I use the method a lot in my programming. My menu is a text file, the spam words/phrases are in text, current-month is an int in a text file, blocked ip’s, privileged ip’s, company (corporate) colours. (I could go on)
Only when a lot of updating, searching or sorting is needed do I use databases

Markdidj · August 18, 2012, 10:04pm

I’ve created a textFileDatabase library for PHP and ASP which contains file2text, file2array, line2fileStart, line2fileEnd, replaceLineinFile, replaceFile.
I also use this library for other things in my site, like storing guests input so I can manually add it after checking so it keeps user input away from main databases.

A simple library to create, and very handy to have

Serenarules · August 19, 2012, 11:39am

@GHicks

Depending on how complex your SQL statement is that generates the data, you may want to consider a hybrid approach. Complexity increases processing time, so if you have a things in your SQL that may cause full table scans, multiple joins, or any kind of aggregate fields, the live approach isn’t real great. An example of this would be a forum system, similar to this one, that reports ‘Latest Posts’ on the home page, and takes into account the permissions of the currently logged in user.

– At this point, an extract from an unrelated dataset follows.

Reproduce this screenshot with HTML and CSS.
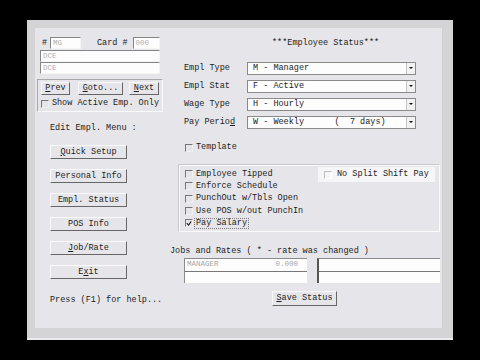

In the above case, it is the processing of the SQL that causes the real slowdown in high traffic situations, not fetching the results. Therefore, my recommendation is to simply author a cron job. Use this cron job to actually generate the results periodically, and then store the results in a new table. Then change the SQL in your index page to simply read the latest row(s), based on your timeout or some other ‘trigger’ action, from the results table. By eliminating the need to scan and collate, the hit on performance will now be negligable.

This has several benefits, including: no need to mess with changes in file permissions should you switch host OS, makes backups and replication tasks easier by keeping all site pertinent data in the same storage mechanism, requires minimal change to your current application.